At this point, you'll have realized what's relevant, and relevantized what's real - along multiple dimensions of your life.

Step 9: Change your life. Seriously. Switch jobs, or move, donate and/or change the way you live somehow - whatever you need to do so you can start working on problems and projects that matter to you and others, in whatever way you can.

At this point you should be spending a lot of time in the overlapping areas of Ikigai https://archive.ph/YIwbK

Step 10: Help others anagoge. Encourage them to explore and take up psychotechnologies that work for them. Live wisely.

If you make it this far, you'll find yourself living virtuously, with good habits calling you and discipline on tap. People close to you may say you've grown up or you've changed for the better by step 6 or 7. This is a nice consequence but it's not the goal.
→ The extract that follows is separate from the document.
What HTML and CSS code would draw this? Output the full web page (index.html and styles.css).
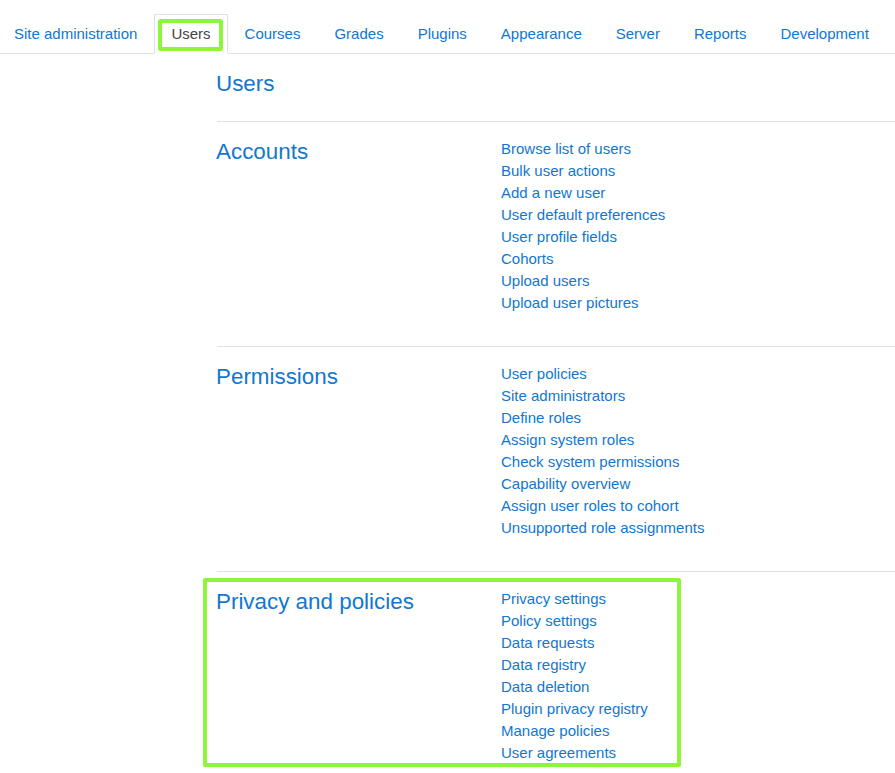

What's better is if some may start to rely on you or see you as a role model in something, or want you to help them get started.

"Virtue is the beauty of wisdom" - John Vervaeke

Note: The order of the steps above is flexible. Steps will happen out of order and/or simultaneously. As life happens you'll acquire a taste for the need to return to certain steps.

This is my attempt to articulate what's surrounding anagoge - a dynamic, looping set of steps & structures.


The solution to the meaning crisis isn't to watch all of Vervaeke's videos, or to become a philosophy expert, or to win debates, or to make millions of dollars, or to join a religious faith, etc.

The solution to the meaning crisis is to cultivate meaning in one's own life and to help others do the same.

It will take an incredible amount of effort but it's the most rewarding thing you can ever do - and only you can do it in your life.